Hilty recalled that at the time Rev. Sheedy and other advocates were working with the city to establish a daytime pavilion in town to serve the homeless. The City Council later rejected the plan after Hilty left the council.

Lawrence Dixon, a resident of Saving Mercy, watches from outside of his room as Tommy Amodeo of A&A The Art of Destruction demolishes the front building at Saving Mercy on West Silver Springs Boulevard in Ocala, Fla. on Friday, July 10, 2020. The building is being demolished to make room for a restaurant. [Bruce Ackerman/Ocala Gazette] 2020.

Torpedoing the pavilion plan only exacerbated the downtown homeless issue, Hilty maintained, but Saving Mercy, once established, could fill the void left by its defeat.

“Obviously, there’s always a need for permanent housing somewhere.

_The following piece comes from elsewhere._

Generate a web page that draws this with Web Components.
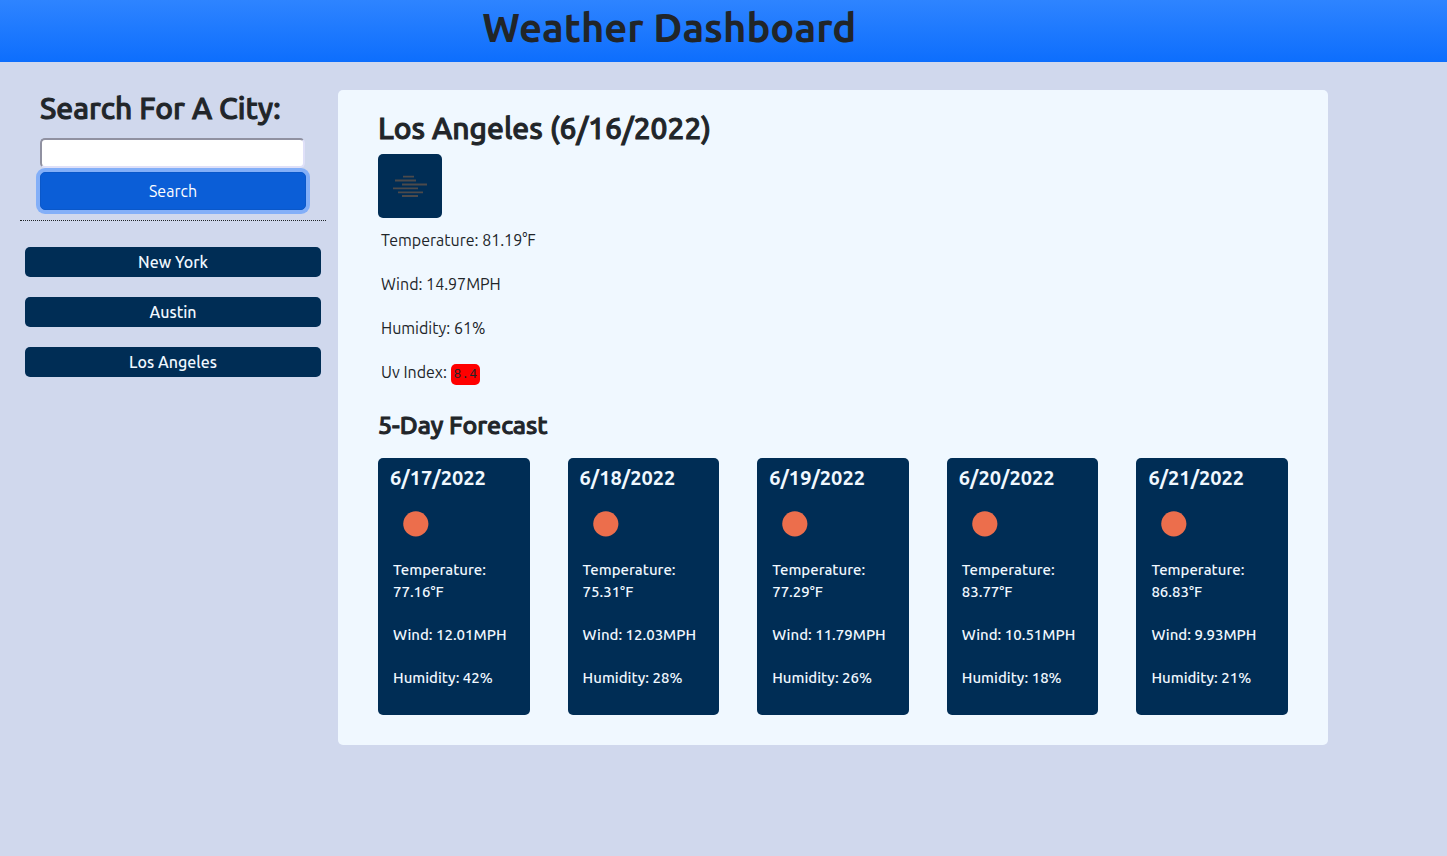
<!DOCTYPE html>
<html lang="en">
<head>
<meta charset="utf-8">
<meta name="viewport" content="width=device-width, initial-scale=1">
<title>Weather Dashboard</title>
<style>
  body {
    margin: 0;
    background: #d0d8ed;
    color: #212529;
    font: 400 16px/24px Ubuntu, "Noto Sans", sans-serif;
  }
</style>
</head>
<body>
<weather-app></weather-app>

<template id="app-header">
  <style>
    :host { display: block; background: linear-gradient(#2e84ff, #0d6efd); padding: 4px 0 10px 33.3333%; }
    h1 { margin: 0; font-size: 40px; line-height: 48px; font-weight: 700; }
  </style>
  <h1><slot></slot></h1>
</template>

<template id="city-search">
  <style>
    :host { display: block; padding: 0 20px 10px; border-bottom: 1px dotted #212529; }
    form { display: flex; flex-direction: column; margin: 0; }
    label { font-size: 30px; line-height: 36px; font-weight: 500; margin-bottom: 12px; -webkit-text-stroke: 1px; white-space: nowrap; }
    input {
      box-sizing: border-box; height: 30px; margin: 0 1px 4px 0; padding: 1px 2px; font: inherit;
      background: #fff; border: 2px solid; border-color: #9091a1 #dfe0f8 #dfe0f8 #9091a1; border-radius: 5px; outline: 0;
    }
    button {
      height: 38px; padding: 0; font: inherit; color: #fff; background: #0b5ed7;
      border: 1px solid #0a58ca; border-radius: 5px; box-shadow: 0 0 0 4px #83aff8; cursor: pointer;
    }
  </style>
  <form onsubmit="return false">
    <label for="city">Search For A City:</label>
    <input id="city" type="text" autocomplete="off">
    <button type="submit">Search</button>
  </form>
</template>

<template id="city-history">
  <style>
    :host { display: flex; flex-direction: column; gap: 20px; padding: 26px 5px; }
    button {
      height: 30px; padding: 0; border: 0; border-radius: 5px; background: #002d55;
      color: #f0f8ff; font: inherit; font-weight: 500; cursor: pointer;
    }
  </style>
</template>

<template id="current-weather">
  <style>
    :host { display: block; }
    h2 { margin: 0 0 8px; font-size: 30px; line-height: 36px; font-weight: 500; -webkit-text-stroke: 1px; }
    svg { display: block; width: 64px; height: 64px; border-radius: 5px; background: #002d55; }
    .stats { display: flex; flex-direction: column; gap: 20px; padding: 10px 3px 0; }
    p { margin: 0; }
    .uv {
      display: inline-block; padding: 0 3px; border-radius: 5px; background: #f00;
      font: 13px/21px "Liberation Mono", monospace;
    }
  </style>
  <h2><slot name="title"></slot></h2>
  <svg viewBox="0 0 64 64" role="img" aria-label="Mist" stroke="#4c4a4b" stroke-width="1.8">
    <path d="M25 22.7H36M17 26.5H38M24 30.5H49M15 34.3H40M20 38.3H45M24 42H40"/>
  </svg>
  <div class="stats">
    <p>Temperature: <slot name="temp"></slot></p>
    <p>Wind: <slot name="wind"></slot></p>
    <p>Humidity: <slot name="humidity"></slot></p>
    <p>Uv Index: <span class="uv"><slot name="uv"></slot></span></p>
  </div>
</template>

<template id="forecast-card">
  <style>
    :host { display: block; padding: 8px 12px 26px; border-radius: 5px; background: #002d55; color: #f0f8ff; font-weight: 500; }
    h4 { margin: 0 0 8px; font-size: 20px; line-height: 24px; font-weight: 700; }
    svg { display: block; width: 52px; height: 52px; }
    .stats { display: flex; flex-direction: column; gap: 21px; padding: 9px 3px 0; font-size: 15px; line-height: 22px; }
    p { margin: 0; }
  </style>
  <h4></h4>
  <svg viewBox="0 0 52 52" role="img" aria-label="Clear sky"><circle cx="25.8" cy="25.8" r="12.6" fill="#ec6e4c"/></svg>
  <div class="stats">
    <p class="temp"></p>
    <p class="wind"></p>
    <p class="humidity"></p>
  </div>
</template>

<template id="weather-app">
  <style>
    :host { display: block; }
    main { display: flex; align-items: flex-start; gap: 12px; padding: 28px 119px 28px 20px; }
    aside { flex: 0 0 306px; }
    section { flex: 1; min-width: 0; padding: 20px 40px 30px; border-radius: 5px; background: #f0f8ff; }
    h3 { margin: 24px 0 17px; font-size: 25px; line-height: 32px; font-weight: 500; -webkit-text-stroke: 1px; }
    .days { display: grid; grid-template-columns: repeat(5, minmax(0, 1fr)); gap: 38px; }
    @media (max-width: 1200px) {
      main { padding-right: 20px; }
      .days { grid-template-columns: repeat(auto-fill, minmax(150px, 1fr)); }
    }
    @media (max-width: 760px) {
      main { flex-direction: column; align-items: stretch; }
      aside { flex-basis: auto; }
    }
  </style>
  <app-header>Weather Dashboard</app-header>
  <main>
    <aside>
      <city-search></city-search>
      <city-history cities="New York,Austin,Los Angeles"></city-history>
    </aside>
    <section>
      <current-weather>
        <span slot="title">Los Angeles (6/16/2022)</span>
        <span slot="temp">81.19°F</span>
        <span slot="wind">14.97MPH</span>
        <span slot="humidity">61%</span>
        <span slot="uv">8.4</span>
      </current-weather>
      <h3>5-Day Forecast</h3>
      <div class="days">
        <forecast-card date="6/17/2022" temp="77.16" wind="12.01" humidity="42"></forecast-card>
        <forecast-card date="6/18/2022" temp="75.31" wind="12.03" humidity="28"></forecast-card>
        <forecast-card date="6/19/2022" temp="77.29" wind="11.79" humidity="26"></forecast-card>
        <forecast-card date="6/20/2022" temp="83.77" wind="10.51" humidity="18"></forecast-card>
        <forecast-card date="6/21/2022" temp="86.83" wind="9.93" humidity="21"></forecast-card>
      </div>
    </section>
  </main>
</template>

<script>
  class TemplateElement extends HTMLElement {
    connectedCallback() {
      if (this.shadowRoot) return;
      const root = this.attachShadow({ mode: 'open' });
      root.append(document.getElementById(this.localName).content.cloneNode(true));
      this.render(root);
    }
    render() {}
  }

  class AppHeader extends TemplateElement {}
  class CitySearch extends TemplateElement {}
  class CurrentWeather extends TemplateElement {}
  class WeatherApp extends TemplateElement {}

  class CityHistory extends TemplateElement {
    render(root) {
      for (const city of this.getAttribute('cities').split(',')) {
        const button = document.createElement('button');
        button.type = 'button';
        button.textContent = city;
        root.append(button);
      }
    }
  }

  class ForecastCard extends TemplateElement {
    render(root) {
      const value = name => this.getAttribute(name);
      root.querySelector('h4').textContent = value('date');
      root.querySelector('.temp').textContent = `Temperature: ${value('temp')}°F`;
      root.querySelector('.wind').textContent = `Wind: ${value('wind')}MPH`;
      root.querySelector('.humidity').textContent = `Humidity: ${value('humidity')}%`;
    }
  }

  customElements.define('app-header', AppHeader);
  customElements.define('city-search', CitySearch);
  customElements.define('city-history', CityHistory);
  customElements.define('current-weather', CurrentWeather);
  customElements.define('forecast-card', ForecastCard);
  customElements.define('weather-app', WeatherApp);
</script>
</body>
</html>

But the need is to get them counseling first, and that’s severely lacking all over the place. We had to do something to give them a place to gather away from the parking lots, and give them some ability to have some counseling,” Hilty said.

“We’re doing a good service to the community. We realize we can only be part of the solution. But we’re ready to roll, except for not having the money,” he added. “Eventually, if we can continue at a good pace, it’s going to be a housing development, with multiple counselors working with the people to try and move them to some sort of permanent housing somewhere.”

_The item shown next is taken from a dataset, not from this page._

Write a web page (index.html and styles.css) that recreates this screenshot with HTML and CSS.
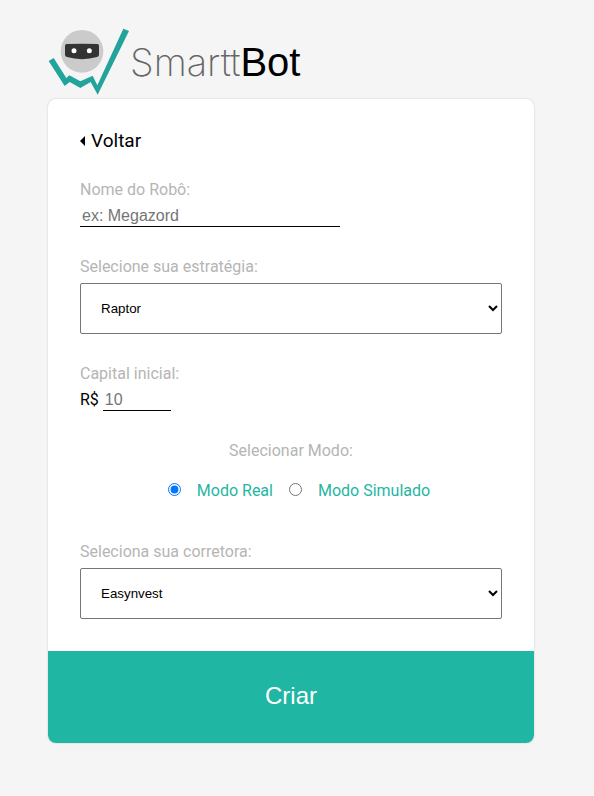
FILE: index.html
```html
<!DOCTYPE html>
<html lang="pt-BR">
<head>
  <meta charset="utf-8">
  <meta name="viewport" content="width=device-width, initial-scale=1">
  <title>SmarttBot</title>
  <link rel="stylesheet" href="styles.css">
</head>
<body>
  <header class="brand">
    <svg class="brand-mark" viewBox="24 24 246 204" aria-hidden="true">
      <circle cx="126" cy="94" r="64" fill="#cbcbcb"/>
      <path d="M80 72Q126 70 172 72Q177 72 177 78V104Q177 109 171 111Q126 124 81 111Q75 109 75 104V78Q75 72 80 72Z" fill="#333"/>
      <circle cx="102" cy="92" r="7.500" fill="#fff"/>
      <circle cx="148" cy="92" r="7.500" fill="#fff"/>
      <path d="M26 123L41 114L79 174L88 166L121 184L158 167L172 196L250 26L267 33L173 224L152 186L121 204L89 186L74 198Z" fill="#22a39b"/>
    </svg>
    <span class="brand-name"><span class="brand-light">Smartt</span>Bot</span>
  </header>
  <main>
    <form class="card">
      <div class="card-body">
        <a class="back" href="#">
          <svg class="back-icon" viewBox="0 0 5 10" aria-hidden="true"><path d="M5 0V10L0 5Z"/></svg>
          Voltar
        </a>
        <div class="field">
          <label for="name">Nome do Robô:</label>
          <input class="line-input" id="name" type="text" placeholder="ex: Megazord">
        </div>
        <div class="field">
          <label for="strategy">Selecione sua estratégia:</label>
          <select id="strategy"><option>Raptor</option></select>
        </div>
        <div class="field">
          <label for="capital">Capital inicial:</label>
          <div class="money">
            <span>R$</span>
            <input class="line-input amount" id="capital" type="text" placeholder="10">
          </div>
        </div>
        <fieldset class="modes">
          <legend>Selecionar Modo:</legend>
          <div class="mode-list">
            <label class="mode"><input type="radio" name="mode" checked>Modo Real</label>
            <label class="mode"><input type="radio" name="mode">Modo Simulado</label>
          </div>
        </fieldset>
        <div class="field">
          <label for="broker">Seleciona sua corretora:</label>
          <select id="broker"><option>Easynvest</option></select>
        </div>
      </div>
      <button class="submit" type="submit">Criar</button>
    </form>
  </main>
</body>
</html>
```
FILE: styles.css
```css
* {
  box-sizing: border-box;
}

body {
  margin: 0;
  padding: 28px 60px 52px 48px;
  background: #f5f5f5;
  color: #000;
  font: 16px/19px Roboto, sans-serif;
}

.brand {
  display: flex;
  align-items: flex-start;
  height: 71px;
}

.brand-mark {
  width: 82px;
  height: 68px;
}

.brand-name {
  padding-top: 10px;
  font-family: "Liberation Sans", Arial, sans-serif;
  font-size: 40px;
  line-height: 48px;
  font-weight: 400;
}

.brand-light {
  color: #666;
  font-family: Inter, sans-serif;
  font-size: 38px;
  font-weight: 200;
}

.card {
  border-radius: 8px;
  background: #fff;
  box-shadow: 0 0 2px rgba(0, 0, 0, 0.2);
  overflow: hidden;
}

.card-body {
  display: flex;
  flex-direction: column;
  gap: 30px;
  padding: 32px;
}

.back {
  display: flex;
  align-items: center;
  align-self: flex-start;
  gap: 6px;
  color: #000;
  font-size: 19px;
  line-height: 19px;
  text-decoration: none;
}

.back-icon {
  width: 5px;
  height: 10px;
}

.field {
  display: flex;
  flex-direction: column;
  align-items: flex-start;
  gap: 7px;
  color: #b5b5b5;
}

.line-input {
  width: 260px;
  max-width: 100%;
  height: 21px;
  padding: 1px 2px;
  border: 0;
  border-bottom: 1px solid #000;
  background: transparent;
  font: 16px "Liberation Sans", Arial, sans-serif;
}

select {
  width: 100%;
  height: 51px;
  padding: 0 16px;
  border: 1px solid #767676;
  border-radius: 2px;
  background: #fff;
  color: #000;
  font-family: "Liberation Sans", Arial, sans-serif;
}

.money {
  display: flex;
  align-items: flex-start;
  gap: 4px;
  color: #000;
}

.amount {
  width: 68px;
}

.modes {
  margin: 0;
  padding: 0 0 12px;
  border: 0;
  text-align: center;
}

legend {
  margin: 0 auto;
  padding: 0;
  color: #b5b5b5;
}

.mode-list {
  display: flex;
  justify-content: center;
  gap: 16px;
  padding: 21px 0 0 16px;
}

.mode {
  display: flex;
  align-items: center;
  gap: 16px;
  color: #1fb6a3;
}

.mode input {
  width: 13px;
  height: 13px;
  margin: 0 0 2px;
}

.submit {
  display: block;
  width: 100%;
  height: 92px;
  padding: 0 0 2px;
  border: 0;
  background: #1fb6a3;
  color: #fff;
  font: 24px "Liberation Sans", Arial, sans-serif;
}
```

Being only part of the solution means others must help, said Farrell.

“Usually when people see stuff coming out of the ground, and they see positive things happening, I think people are passionate enough to say, ‘Wow, these people are really doing the right thing,’ and jump on board,” said Farrell.

“My hope is that we get the rest of the county and city on board with this. For us to be successful, we have to have everybody in Marion County jump on board,” he added.

“Helping the homeless isn’t one organization’s job. It’s the community’s. And I really believe when people see what we’re trying to do there, Saving Mercy could be the poster child for helping the homeless.”